Exercise details => Retype nothing except the lines below from the one with "What React, TypeScript" through the one with "import React from", exactly, with images left out.

Provided material =>
□ □ □

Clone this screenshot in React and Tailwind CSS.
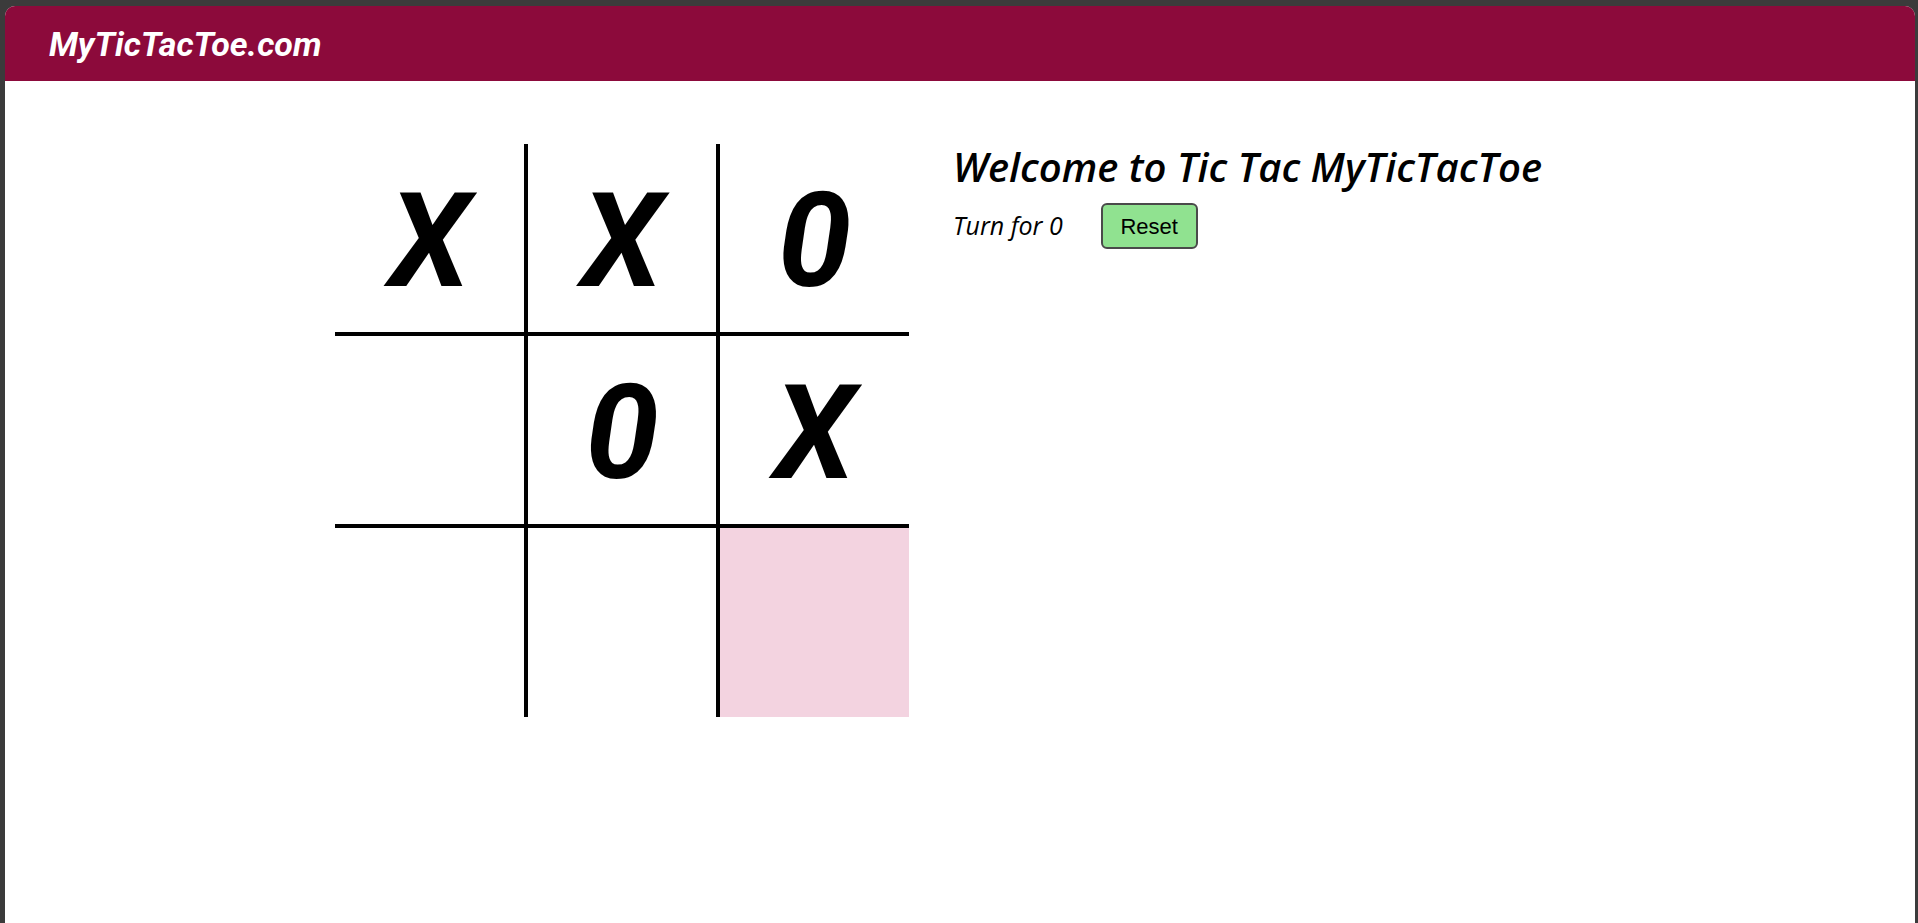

□ □ □

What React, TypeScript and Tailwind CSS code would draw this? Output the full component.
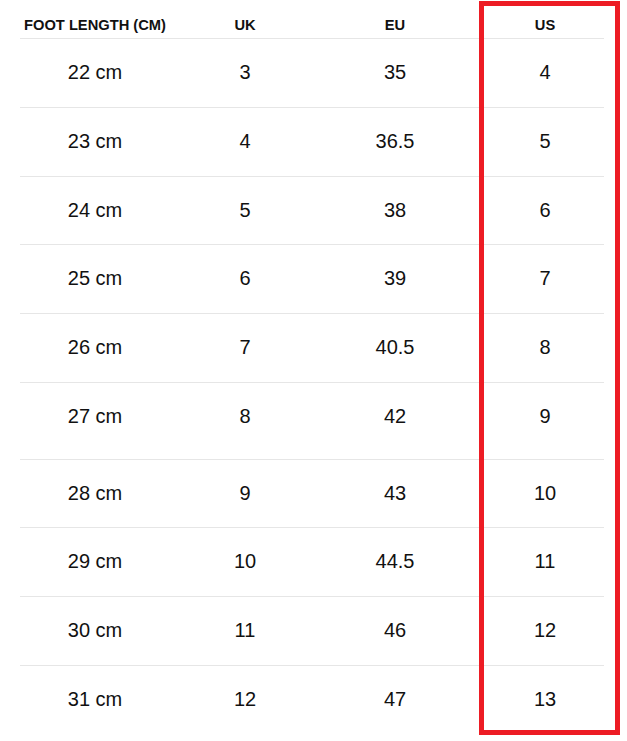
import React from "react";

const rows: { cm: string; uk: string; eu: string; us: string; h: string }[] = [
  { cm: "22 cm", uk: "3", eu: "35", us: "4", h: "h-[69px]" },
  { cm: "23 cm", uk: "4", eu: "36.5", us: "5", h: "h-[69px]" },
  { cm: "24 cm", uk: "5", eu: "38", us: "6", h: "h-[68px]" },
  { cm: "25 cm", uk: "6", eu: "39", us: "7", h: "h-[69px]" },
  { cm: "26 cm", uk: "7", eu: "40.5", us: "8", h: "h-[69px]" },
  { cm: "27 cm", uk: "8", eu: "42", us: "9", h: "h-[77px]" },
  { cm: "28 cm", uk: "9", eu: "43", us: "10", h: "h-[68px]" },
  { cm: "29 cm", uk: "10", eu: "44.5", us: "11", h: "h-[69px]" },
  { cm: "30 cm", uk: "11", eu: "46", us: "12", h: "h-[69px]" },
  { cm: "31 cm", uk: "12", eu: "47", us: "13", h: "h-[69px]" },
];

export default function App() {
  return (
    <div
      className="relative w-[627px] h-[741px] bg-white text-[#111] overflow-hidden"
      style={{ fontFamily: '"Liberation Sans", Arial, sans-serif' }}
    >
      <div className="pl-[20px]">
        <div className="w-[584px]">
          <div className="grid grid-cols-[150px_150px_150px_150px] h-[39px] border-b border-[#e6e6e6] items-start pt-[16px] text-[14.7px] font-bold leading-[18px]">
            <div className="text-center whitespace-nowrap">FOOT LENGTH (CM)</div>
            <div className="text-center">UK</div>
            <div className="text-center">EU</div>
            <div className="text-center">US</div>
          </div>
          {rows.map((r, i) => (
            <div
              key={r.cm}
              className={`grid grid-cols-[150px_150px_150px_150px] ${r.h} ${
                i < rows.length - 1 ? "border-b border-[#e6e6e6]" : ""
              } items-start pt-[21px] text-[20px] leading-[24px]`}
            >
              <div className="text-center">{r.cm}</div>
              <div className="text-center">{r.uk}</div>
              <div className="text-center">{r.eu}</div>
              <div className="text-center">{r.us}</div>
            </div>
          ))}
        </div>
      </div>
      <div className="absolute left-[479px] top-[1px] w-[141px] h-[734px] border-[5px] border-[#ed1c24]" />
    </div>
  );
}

□ □ □

Written answer =>
What React, TypeScript and Tailwind CSS code would draw this? Output the full component.
import React from "react";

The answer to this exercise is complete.